A bientôt 83 ans, André Bauer, ancien déporté dans le camp de Bergen-Belsen, a décidé de témoigner pour la première fois. C’est au lycée Freppel d’Obernai, là où il a été scolarisé qu’il a raconté ce mardi 4 octobre la période la plus sombre de sa vie.
"Professeur d’histoire-géographie à la recherche de témoin de la déportation". C’est à partir de ce titre paru dans le journal régional au mois d’avril, que tout a commencé pour André Bauer. A la veille de ses 83 ans, après tant d’années de silence, cet ancien médecin a décidé de témoigner pour la première fois de sa vie.
En effet rare sont encore les derniers témoins de cette sombre période de l’histoire, alors ce mardi 4 octobre, André Bauer, habitant de Strasbourg, a décidé de prendre la voiture pour se rendre au lycée Freppel, son ancien établissement. C’est devant une classe de terminale qu’il va ainsi livrer pendant deux heures, son vécu.
Nous sommes en 1944, André Bauer n’a alors que 4 ans et demi. "Lorsque la déportation a commencé, mes grands-parents, ma mère, ma tante et moi, nous sommes réfugiés dans le village de Chatas dans les Vosges. Nous y sommes restés quelques semaines puis, un jour, alors que ma mère était partie faire les courses, les allemands nous ont trouvé et nous ont emmené à Drancy" explique André Bauer.
Statut de prisonnier de guerre, un statut de privilégié
Constatant que sa famille avait été enlevée, la mère d’André Bauer se rend aux allemands dès le lendemain pour pouvoir rejoindre son fils. "En arrivant sur place, ma mère précise que mon père avait été un prisonnier de guerre, elle et moi étions donc une femme et un enfant de prisonnier et nous bénéficiions d’un statut privilégié grâce à la convention de Genève de 1929" explique-t-il.
Si ma mère ne s’était pas constituée prisonnière, je ne serais pas là pour vous parler.

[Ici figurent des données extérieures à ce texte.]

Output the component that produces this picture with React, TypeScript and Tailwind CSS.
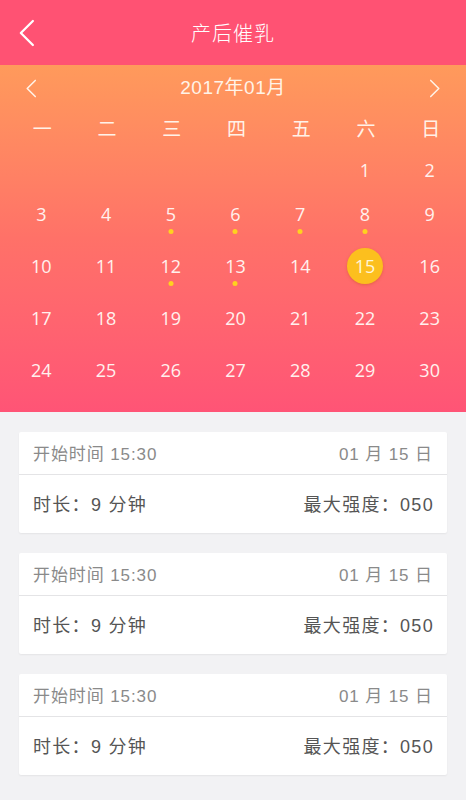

André Bauer, déporté en 1944
Ce statut, central dans sa vie, va tout changer. Puisque que contrairement au reste de sa famille, André et sa mère ne vont pas être déportés à Auschwitz mais à Bergen-Belsen. "Le reste de ma famille a été gazée dès le lendemain de leur arrivée à Auschwitz. Nous, avec notre statut, nous devions servir de monnaie d’échange contre d’autres prisonniers allemands" raconte André Bauer avant d’ajouter "si ma mère ne s’était pas constituée prisonnière, je ne serais pas là pour vous parler".
André et sa mère resteront pratiquement un an à Bergen Belsen. Ce n’est qu’en avril 1945 qu’ils vont être mis dans ce que l’on appellera plus tard le train fantôme. "Début avril, nous avons été mis dans un train mais sous la pression des forces alliés, les allemands ont abandonné notre train en rase campagne vers Tröbitz. Ce sont les troupes russes qui nous ont libérés".
Ces souvenirs ce sont avant tout ceux de sa mère ainsi que le fruit de ses lectures, car André Bauer ne se souvient pas de cette période. Les psychiatres lui ont diagnostiqué une amnésie traumatique. "Quand je vois comment souffrent les gens qui s’en souviennent, je me dis que, de ne pas avoir de souvenir, c’est une chance… "
André en a bien conscience, il fait partie des chanceux. Sur les 76 000 juifs déportés, 11 000 étaient des enfants, seuls 300 d’entre eux sont revenus des camps de la mort, dont André Bauer.